Tally each line where the word "this" occurs, then give only the total.
--- START Source data ---
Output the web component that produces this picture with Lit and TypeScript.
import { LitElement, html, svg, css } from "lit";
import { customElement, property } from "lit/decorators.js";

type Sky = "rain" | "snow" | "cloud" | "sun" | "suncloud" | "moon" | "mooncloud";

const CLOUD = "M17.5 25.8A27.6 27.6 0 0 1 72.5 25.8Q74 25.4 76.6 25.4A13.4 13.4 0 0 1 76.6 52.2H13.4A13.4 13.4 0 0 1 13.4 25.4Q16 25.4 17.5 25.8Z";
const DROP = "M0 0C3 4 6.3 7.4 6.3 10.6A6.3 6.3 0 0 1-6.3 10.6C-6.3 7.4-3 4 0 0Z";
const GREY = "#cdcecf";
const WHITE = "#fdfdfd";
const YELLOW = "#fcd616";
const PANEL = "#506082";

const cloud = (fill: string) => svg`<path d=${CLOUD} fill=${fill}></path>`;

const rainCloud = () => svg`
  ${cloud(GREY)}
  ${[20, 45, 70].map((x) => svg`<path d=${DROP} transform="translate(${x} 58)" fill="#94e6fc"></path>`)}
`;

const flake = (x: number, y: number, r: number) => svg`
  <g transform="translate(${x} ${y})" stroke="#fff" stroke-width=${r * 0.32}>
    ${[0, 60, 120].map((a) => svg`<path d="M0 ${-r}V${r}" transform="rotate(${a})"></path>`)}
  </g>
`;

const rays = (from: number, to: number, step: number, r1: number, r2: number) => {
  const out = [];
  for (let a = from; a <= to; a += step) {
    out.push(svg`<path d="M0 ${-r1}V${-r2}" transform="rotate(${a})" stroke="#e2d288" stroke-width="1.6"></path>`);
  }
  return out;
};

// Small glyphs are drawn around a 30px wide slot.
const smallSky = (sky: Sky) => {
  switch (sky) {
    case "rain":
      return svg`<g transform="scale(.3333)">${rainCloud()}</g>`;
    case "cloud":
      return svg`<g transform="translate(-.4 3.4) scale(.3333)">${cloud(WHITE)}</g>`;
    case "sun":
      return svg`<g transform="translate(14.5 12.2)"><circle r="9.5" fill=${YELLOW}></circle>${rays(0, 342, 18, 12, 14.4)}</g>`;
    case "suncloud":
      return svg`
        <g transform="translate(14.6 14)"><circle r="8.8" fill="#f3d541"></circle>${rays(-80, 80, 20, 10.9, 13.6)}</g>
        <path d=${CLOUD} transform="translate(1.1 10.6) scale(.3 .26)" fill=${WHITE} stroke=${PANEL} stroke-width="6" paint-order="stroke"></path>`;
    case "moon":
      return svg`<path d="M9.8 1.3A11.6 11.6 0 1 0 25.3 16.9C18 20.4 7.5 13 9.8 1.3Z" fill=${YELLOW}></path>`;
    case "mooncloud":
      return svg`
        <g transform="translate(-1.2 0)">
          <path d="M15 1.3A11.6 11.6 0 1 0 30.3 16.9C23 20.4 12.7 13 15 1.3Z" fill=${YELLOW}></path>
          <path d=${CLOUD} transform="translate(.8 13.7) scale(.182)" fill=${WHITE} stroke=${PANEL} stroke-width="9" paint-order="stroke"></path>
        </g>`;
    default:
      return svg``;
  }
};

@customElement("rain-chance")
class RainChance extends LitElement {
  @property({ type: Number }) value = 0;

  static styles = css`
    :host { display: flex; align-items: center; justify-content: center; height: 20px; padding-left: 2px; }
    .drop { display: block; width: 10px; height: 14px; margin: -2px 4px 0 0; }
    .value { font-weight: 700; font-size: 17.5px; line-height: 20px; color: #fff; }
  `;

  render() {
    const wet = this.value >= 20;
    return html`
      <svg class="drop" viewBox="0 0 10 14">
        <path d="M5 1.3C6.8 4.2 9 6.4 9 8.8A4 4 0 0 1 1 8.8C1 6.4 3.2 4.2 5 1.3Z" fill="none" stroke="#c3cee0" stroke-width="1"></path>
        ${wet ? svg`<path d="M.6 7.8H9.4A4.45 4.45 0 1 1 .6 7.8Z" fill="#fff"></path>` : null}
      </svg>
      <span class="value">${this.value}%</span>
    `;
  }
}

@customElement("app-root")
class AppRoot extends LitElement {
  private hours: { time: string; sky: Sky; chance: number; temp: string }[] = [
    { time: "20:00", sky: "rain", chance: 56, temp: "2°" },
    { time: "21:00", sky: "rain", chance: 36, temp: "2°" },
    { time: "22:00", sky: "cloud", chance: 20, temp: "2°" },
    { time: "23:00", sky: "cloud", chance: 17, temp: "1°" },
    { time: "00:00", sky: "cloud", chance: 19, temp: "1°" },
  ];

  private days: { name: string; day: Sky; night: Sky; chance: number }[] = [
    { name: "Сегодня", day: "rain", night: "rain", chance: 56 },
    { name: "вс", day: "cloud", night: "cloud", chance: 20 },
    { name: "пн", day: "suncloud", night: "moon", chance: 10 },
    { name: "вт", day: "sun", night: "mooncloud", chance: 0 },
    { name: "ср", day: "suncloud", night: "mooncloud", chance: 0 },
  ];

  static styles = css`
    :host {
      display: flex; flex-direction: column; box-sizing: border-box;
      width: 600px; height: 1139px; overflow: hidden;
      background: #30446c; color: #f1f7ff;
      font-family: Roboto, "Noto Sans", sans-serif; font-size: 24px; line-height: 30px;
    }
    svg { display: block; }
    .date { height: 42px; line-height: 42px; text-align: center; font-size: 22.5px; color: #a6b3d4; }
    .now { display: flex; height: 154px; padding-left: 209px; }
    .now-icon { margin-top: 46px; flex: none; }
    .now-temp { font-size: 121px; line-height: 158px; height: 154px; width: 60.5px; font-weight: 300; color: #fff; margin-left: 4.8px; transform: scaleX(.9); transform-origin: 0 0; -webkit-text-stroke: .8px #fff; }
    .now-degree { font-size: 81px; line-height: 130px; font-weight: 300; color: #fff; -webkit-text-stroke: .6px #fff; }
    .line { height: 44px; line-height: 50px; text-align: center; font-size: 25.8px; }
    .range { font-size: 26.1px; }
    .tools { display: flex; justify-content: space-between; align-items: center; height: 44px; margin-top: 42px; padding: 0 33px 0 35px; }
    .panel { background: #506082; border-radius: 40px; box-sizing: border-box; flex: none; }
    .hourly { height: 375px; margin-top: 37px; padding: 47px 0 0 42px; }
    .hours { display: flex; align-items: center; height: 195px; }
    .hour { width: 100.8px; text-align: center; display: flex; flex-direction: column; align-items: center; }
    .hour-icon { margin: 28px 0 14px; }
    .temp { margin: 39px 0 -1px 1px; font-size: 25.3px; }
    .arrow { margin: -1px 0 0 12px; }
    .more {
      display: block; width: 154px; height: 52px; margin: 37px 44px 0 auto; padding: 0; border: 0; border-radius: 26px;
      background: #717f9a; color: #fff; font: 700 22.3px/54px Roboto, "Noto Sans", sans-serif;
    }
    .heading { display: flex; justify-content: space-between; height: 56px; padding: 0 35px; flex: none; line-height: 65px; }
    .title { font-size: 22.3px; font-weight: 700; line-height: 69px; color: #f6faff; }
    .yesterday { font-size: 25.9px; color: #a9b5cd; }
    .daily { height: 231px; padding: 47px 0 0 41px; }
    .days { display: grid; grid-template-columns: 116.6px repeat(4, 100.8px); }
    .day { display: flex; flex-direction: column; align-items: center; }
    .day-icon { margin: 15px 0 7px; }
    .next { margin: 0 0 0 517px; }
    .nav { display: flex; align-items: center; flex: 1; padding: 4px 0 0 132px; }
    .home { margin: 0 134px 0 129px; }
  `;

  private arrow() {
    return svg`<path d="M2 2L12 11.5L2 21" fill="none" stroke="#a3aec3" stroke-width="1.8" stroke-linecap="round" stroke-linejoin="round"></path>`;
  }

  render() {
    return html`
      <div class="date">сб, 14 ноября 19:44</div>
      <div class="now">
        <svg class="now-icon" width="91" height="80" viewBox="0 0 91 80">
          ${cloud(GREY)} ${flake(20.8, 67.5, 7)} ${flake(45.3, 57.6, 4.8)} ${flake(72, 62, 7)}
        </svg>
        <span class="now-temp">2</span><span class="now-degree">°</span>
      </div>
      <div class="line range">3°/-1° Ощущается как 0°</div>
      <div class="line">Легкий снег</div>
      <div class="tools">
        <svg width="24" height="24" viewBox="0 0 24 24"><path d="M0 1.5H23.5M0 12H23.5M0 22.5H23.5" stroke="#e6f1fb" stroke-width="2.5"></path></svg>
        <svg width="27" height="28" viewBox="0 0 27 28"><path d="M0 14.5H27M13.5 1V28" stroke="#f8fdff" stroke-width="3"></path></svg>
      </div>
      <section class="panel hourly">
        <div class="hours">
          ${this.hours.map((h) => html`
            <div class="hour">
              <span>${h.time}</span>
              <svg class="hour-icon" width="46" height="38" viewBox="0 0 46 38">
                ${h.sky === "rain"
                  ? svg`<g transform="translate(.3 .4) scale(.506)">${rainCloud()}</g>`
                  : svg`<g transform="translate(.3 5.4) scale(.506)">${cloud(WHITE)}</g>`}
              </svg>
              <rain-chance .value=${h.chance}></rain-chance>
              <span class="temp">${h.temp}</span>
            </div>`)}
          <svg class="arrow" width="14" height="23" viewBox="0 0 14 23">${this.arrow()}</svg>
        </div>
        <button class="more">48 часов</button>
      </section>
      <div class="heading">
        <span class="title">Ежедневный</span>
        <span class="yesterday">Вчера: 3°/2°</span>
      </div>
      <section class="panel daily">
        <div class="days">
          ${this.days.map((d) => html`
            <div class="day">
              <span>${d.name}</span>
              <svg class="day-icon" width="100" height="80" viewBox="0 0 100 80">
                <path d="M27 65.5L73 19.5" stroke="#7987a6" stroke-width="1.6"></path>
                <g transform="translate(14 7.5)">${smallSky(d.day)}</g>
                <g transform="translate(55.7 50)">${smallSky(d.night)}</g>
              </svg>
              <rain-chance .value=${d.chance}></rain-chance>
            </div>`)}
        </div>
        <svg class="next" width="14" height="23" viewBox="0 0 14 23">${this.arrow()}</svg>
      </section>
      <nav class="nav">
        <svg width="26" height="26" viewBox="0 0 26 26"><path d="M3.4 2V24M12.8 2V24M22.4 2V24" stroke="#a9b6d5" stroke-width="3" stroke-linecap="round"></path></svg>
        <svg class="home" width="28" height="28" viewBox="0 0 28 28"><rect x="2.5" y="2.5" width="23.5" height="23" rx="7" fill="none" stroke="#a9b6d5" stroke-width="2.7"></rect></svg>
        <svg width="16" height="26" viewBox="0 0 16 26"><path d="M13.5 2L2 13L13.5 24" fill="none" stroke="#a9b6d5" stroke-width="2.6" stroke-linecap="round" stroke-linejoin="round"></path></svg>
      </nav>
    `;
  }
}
--- END Source data ---
--- START Source data ---
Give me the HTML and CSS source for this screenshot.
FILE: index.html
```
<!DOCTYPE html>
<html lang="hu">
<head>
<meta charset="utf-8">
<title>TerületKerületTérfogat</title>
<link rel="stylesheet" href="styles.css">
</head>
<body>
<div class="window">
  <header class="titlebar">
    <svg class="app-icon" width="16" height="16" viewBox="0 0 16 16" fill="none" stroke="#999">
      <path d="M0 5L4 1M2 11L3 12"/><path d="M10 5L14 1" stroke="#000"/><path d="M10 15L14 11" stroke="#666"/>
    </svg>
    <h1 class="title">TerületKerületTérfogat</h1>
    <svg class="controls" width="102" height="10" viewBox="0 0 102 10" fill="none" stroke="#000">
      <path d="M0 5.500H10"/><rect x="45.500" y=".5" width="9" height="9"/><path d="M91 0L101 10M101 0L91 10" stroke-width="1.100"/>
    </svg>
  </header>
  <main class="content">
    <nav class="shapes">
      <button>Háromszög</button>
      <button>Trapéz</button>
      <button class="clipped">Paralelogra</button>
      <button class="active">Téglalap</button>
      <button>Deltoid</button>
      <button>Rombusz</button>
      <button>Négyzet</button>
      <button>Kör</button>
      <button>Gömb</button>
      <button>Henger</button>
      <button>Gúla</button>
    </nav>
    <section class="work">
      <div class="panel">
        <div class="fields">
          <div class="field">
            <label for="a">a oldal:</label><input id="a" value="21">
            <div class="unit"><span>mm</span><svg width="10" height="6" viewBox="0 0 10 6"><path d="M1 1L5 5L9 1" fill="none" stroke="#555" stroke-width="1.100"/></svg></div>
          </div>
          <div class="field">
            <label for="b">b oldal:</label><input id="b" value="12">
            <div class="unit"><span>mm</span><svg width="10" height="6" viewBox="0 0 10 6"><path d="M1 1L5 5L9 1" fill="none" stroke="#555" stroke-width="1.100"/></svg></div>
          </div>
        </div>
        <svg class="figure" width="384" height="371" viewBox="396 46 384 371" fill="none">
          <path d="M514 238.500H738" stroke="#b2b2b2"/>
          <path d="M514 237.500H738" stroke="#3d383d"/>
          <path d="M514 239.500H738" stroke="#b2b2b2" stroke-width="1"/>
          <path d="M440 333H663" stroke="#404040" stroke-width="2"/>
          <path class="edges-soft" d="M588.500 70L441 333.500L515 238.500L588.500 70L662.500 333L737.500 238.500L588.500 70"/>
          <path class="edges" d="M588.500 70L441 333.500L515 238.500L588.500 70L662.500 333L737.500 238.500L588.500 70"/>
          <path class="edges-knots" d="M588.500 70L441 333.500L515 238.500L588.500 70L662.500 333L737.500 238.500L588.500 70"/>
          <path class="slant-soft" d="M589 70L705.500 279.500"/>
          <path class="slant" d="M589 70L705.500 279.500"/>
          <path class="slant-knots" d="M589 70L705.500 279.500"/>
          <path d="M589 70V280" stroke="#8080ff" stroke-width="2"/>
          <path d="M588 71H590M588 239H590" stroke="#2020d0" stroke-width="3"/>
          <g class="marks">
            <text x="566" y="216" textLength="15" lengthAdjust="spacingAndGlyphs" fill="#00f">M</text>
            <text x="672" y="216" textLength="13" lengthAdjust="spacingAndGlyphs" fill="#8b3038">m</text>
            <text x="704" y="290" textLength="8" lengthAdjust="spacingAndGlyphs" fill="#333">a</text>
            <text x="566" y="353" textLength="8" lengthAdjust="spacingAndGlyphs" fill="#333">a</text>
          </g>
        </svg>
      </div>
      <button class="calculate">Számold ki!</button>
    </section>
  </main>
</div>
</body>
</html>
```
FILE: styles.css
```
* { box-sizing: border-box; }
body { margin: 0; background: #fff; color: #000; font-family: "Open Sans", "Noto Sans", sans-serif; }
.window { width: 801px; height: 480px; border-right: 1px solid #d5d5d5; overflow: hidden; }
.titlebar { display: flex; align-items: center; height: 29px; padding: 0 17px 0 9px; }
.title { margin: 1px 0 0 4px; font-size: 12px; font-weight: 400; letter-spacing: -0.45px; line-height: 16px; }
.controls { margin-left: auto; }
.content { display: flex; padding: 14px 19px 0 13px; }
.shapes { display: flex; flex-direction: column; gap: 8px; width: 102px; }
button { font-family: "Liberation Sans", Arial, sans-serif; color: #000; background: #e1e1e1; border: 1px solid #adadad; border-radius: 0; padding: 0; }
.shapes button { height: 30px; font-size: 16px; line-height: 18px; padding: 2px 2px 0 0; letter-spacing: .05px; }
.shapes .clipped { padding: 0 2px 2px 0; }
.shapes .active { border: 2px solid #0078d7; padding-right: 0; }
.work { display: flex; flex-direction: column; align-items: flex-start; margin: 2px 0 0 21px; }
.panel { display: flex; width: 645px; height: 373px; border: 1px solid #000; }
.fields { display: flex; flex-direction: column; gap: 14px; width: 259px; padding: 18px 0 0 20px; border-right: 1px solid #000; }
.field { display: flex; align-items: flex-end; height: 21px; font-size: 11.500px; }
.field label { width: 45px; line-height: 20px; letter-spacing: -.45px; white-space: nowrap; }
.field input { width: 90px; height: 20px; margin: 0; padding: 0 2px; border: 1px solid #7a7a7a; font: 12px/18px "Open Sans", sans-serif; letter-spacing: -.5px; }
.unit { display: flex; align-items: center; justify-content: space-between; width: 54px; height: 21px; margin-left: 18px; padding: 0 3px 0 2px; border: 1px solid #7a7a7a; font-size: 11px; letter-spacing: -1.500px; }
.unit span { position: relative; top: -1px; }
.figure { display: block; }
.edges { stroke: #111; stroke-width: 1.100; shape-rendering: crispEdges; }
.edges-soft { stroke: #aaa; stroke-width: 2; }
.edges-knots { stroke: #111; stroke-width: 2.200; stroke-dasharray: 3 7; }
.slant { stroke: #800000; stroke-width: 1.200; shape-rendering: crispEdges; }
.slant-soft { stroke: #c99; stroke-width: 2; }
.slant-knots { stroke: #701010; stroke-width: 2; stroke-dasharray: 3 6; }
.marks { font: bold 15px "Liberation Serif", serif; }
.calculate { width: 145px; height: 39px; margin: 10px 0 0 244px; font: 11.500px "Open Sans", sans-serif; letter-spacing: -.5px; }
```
--- END Source data ---
■ **Task result**:
8